In closing, it is worth insisting upon two points at the center of Hodgson’s preoccupations: the place of Europe in world history and the nature of modernity. For Hodgson Islamic civilization was a sister civilization of European civilization and shared with it the same Irano-Semitic roots and the same base in Hellenistic thought, west Asian Prophetic monotheism, and the political system of agrarian bureaucratic empires. In this way The Venture of Islam necessarily provokes a reexamination of European history, which, relocated in the context of world history, cannot but lose its exceptional character.

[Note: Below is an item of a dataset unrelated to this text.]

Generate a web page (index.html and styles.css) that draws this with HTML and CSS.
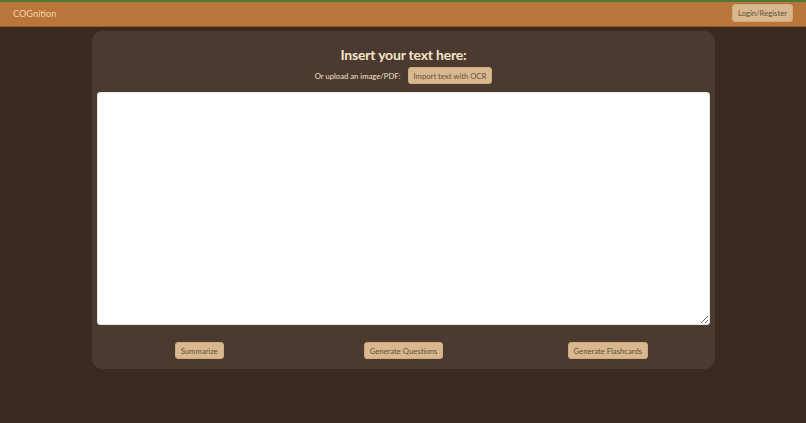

A second major conclusion of Hodgson’s approach to world history is also clear: viewed through a world historical lens, Europe no longer appears as the inevitable consequence of the working out of its own internal rhythms: “Without the cumulative history of the entire Afro-Eurasian Oikoumene, the transformation of the West would have been almost impossible.” The assertion of a line that connects the ancient Greeks to the Renaissance to modern times is therefore nothing more than an optical illusion, nourished by an overly selective historical imagination. Rather, it was axiomatic for Hodgson that modernity was a global process that affected all parts of the world at the same time, though in different degrees. From this it follows that the globalization about which so much ink is spilled these days is not a recent phenomenon. The prehistory of all of humanity constitutes on the contrary an underlying essential condition of our modernity. If Europe initiated the process of modernization, this was far from predestined. Given the relative equality of agrarianate-literate societies and the tendency for cultural innovations to diffuse around the Oikoumene over a period more or less long, modernity could have arisen elsewhere, in China or the Islamic world. Wherever it arose, modernity would have been a global event.